'''
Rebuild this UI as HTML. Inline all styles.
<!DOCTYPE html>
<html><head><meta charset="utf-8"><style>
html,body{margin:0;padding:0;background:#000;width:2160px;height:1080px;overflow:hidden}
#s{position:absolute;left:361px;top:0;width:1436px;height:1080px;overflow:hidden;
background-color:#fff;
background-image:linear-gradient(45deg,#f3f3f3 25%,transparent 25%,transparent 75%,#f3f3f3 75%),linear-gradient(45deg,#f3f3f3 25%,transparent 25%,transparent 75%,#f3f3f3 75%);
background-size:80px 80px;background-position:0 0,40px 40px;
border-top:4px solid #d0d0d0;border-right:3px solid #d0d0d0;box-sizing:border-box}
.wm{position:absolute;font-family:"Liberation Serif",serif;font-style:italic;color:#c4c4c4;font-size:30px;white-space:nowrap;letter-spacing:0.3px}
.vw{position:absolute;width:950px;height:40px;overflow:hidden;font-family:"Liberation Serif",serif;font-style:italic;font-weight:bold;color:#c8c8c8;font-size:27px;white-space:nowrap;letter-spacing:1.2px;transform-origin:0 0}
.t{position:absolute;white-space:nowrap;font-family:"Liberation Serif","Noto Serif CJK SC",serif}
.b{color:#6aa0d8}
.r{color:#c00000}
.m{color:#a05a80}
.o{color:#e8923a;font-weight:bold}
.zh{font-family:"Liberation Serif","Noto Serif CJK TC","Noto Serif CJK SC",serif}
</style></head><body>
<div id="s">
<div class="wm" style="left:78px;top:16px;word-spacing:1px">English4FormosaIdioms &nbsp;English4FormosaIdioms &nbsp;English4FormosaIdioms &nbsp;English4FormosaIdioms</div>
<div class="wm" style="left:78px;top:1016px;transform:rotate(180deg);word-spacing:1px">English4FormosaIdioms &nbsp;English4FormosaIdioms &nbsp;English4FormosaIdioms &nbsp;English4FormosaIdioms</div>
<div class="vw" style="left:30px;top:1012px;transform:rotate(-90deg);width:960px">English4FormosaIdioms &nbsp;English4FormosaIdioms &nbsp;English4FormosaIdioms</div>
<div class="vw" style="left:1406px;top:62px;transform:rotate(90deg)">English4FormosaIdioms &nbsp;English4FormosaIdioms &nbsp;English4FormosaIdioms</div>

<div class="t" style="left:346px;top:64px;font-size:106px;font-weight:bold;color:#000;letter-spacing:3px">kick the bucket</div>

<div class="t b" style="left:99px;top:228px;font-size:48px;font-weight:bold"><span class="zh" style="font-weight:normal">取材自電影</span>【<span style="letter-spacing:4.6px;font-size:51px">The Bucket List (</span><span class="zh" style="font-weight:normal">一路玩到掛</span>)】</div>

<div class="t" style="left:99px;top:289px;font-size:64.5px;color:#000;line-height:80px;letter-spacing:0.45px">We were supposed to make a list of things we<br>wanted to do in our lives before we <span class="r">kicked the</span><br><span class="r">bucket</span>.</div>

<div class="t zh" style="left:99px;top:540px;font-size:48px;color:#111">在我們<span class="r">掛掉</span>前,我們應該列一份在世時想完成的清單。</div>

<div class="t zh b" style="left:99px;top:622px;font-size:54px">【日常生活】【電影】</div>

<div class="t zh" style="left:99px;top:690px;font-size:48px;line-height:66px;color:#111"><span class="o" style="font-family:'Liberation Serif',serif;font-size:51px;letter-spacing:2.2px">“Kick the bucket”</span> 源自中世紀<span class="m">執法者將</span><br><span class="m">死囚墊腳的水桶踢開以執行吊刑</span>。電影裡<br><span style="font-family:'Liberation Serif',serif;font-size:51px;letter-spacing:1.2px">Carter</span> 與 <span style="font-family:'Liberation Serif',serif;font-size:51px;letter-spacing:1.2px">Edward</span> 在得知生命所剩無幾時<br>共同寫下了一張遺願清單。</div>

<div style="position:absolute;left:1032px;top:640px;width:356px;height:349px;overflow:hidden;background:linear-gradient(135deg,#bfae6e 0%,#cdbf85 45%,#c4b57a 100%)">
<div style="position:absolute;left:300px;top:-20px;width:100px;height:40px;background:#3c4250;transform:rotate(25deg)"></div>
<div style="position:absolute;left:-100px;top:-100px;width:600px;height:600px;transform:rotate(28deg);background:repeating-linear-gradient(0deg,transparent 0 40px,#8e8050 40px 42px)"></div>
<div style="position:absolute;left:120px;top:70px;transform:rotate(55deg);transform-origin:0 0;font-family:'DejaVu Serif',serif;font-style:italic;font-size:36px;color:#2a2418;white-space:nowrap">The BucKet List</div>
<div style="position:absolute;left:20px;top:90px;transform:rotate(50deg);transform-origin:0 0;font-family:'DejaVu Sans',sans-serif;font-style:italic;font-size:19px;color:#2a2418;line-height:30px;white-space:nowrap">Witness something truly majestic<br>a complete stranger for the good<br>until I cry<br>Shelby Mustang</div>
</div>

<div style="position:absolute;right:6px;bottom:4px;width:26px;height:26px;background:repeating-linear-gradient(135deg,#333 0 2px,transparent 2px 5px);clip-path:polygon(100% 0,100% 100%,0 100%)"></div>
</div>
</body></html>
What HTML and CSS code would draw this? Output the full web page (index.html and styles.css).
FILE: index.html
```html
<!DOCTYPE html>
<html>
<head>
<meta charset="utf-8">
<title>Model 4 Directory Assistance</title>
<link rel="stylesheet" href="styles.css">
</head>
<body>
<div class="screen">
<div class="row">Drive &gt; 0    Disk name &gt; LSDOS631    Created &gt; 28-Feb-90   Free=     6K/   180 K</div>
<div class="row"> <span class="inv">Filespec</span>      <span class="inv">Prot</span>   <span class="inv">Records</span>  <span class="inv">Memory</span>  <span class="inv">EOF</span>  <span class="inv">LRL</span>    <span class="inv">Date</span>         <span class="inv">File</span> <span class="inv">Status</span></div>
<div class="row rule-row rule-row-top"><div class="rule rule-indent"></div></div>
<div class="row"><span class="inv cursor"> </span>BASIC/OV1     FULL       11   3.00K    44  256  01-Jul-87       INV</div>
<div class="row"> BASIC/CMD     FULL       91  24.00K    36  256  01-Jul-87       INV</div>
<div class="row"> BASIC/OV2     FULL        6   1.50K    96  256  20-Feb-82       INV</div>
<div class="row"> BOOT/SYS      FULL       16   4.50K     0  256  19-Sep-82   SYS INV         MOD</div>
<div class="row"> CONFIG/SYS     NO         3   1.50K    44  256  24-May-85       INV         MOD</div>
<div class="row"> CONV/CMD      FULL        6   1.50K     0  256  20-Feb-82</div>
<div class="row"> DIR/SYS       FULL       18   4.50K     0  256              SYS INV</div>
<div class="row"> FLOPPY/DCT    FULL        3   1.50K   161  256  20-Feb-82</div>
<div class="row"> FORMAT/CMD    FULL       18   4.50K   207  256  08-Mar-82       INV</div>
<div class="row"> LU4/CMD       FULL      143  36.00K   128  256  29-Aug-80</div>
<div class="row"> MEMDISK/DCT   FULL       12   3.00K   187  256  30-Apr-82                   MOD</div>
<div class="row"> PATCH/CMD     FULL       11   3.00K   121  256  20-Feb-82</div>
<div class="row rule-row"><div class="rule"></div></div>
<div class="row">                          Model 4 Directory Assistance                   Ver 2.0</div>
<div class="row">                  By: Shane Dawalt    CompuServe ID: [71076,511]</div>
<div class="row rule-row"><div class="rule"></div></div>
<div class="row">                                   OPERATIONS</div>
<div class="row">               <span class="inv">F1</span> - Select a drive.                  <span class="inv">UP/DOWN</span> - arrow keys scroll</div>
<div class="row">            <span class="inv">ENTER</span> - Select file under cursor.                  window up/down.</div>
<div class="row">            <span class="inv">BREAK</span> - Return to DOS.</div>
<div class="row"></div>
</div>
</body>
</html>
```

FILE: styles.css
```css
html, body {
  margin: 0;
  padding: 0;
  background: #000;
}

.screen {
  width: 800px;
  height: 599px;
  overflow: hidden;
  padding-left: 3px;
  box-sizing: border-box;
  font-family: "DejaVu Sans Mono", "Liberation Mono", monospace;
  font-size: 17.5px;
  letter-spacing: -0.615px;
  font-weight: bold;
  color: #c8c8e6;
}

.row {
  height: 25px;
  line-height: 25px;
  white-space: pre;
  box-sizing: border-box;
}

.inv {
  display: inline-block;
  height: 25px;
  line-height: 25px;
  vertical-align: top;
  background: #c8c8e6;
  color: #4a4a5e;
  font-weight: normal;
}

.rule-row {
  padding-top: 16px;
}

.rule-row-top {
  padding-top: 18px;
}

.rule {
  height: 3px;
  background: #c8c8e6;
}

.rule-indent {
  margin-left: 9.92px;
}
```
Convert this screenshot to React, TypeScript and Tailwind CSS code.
'''
Copy all lines from the data that hold the word "this".

Rebuild this UI as HTML. Inline all styles.
What HTML and CSS code would draw this? Output the full web page (index.html and styles.css).
Convert this screenshot to React, TypeScript and Tailwind CSS code.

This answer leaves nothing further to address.